Io su questo, nel corso degli anni, mi sono fatto un’idea. A sinistra si continua a sbandierare, di solito quando non si sa cosa dire, il tema della “questione morale” sollevato da Berlinguer. E la questione morale - in seguito alle emergenze che abbiamo vissuto negli anni '90, sia a causa della stagione stragista che dei gravissimi fatti di corruzione oggetto delle inchieste di Tangentopoli - è via via digradata in un moralismo giudiziario che sul piano culturale è sostanzialmente complottista. Quindi la logica è diventata: in materia di giustizia penale sono ammesse solo pene rigide, solo carcere certo e nessuna misura alternativa alla detenzione. Chi la pensa diversamente è un paramafioso. Ciò detto, è evidente come tutto questo nel nostro paese accada perché, chi si è sempre professato garantista, è stato ed è in realtà solo diversamente giustizialista, ergo garantista pro domo sua. È l’intero paese ad essere profondamente qualunquista, e il qualunquismo ha sempre una cifra inquisitoria.

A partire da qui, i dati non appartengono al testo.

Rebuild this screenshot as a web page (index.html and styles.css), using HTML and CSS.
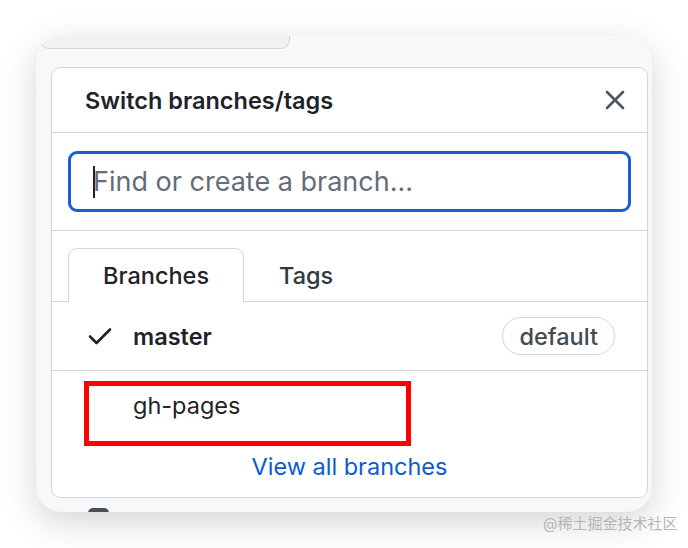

Il ministro Carlo Nordio doveva rappresentare la “quota garantista” al governo, sostenitore della depenalizzazione di molti reati anche per svuotare le carceri italiane. Invece, durante la visita a Regina Coeli, ha parlato più di edilizia carceraria che di prigioni da svuotare. Come giudica questi primi passi?

A Nordio ho fatto un'apertura di credito proprio per quanto aveva dichiarato sulle carceri. Credo che, nel suo caso, sia un po’ presto per fare ogni valutazione, che sia positiva o negativa. Va sottolineato però che, nel caso del ministro Nordio, non ci troviamo al cospetto dei problemi di inadeguatezza al ruolo che sono invece evidenti nel caso di Piantedosi.

Tra gli obiettivi del governo sembra esserci la sostanziale cancellazione del reddito di cittadinanza. Oltre a salvare dalla fame milioni di italiani, crede questo strumento sia stato utile anche per sottrarre manovalanza mafiosa ai clan?

Certo che lo è stato. Non abbiamo la possibilità di conoscere esattamente in quali percentuali, perché il periodo di prima erogazione del reddito di cittadinanza ha coinciso con il lockdown, quando, per forza di cose, i reati predatori hanno subito una netta diminuzione. Ma è evidente che se percepisci un reddito di 700 euro al mese, non rischi il carcere per piccoli furti. Ciò detto, anziché fare il madornale errore di cancellare una norma che dà dignità a milioni di persone, bisogna migliorarla. Il reddito di cittadinanza ha, volente o nolente, creato un intorpidimento, ma lo ha fatto in un mercato del lavoro che, in molte regioni del nostro Paese, è del tutto privo di alternative. Se nel sud Italia non c’è lavoro, è perché per decenni nessuno si è mai preoccupato di creare le condizioni perché lavoro ci fosse; prendersela con una misura assistenziale, quando non esiste altro paracadute, è una carognata tipica di chi è forte con i deboli e scodinzola al cospetto dei padroni del vapore.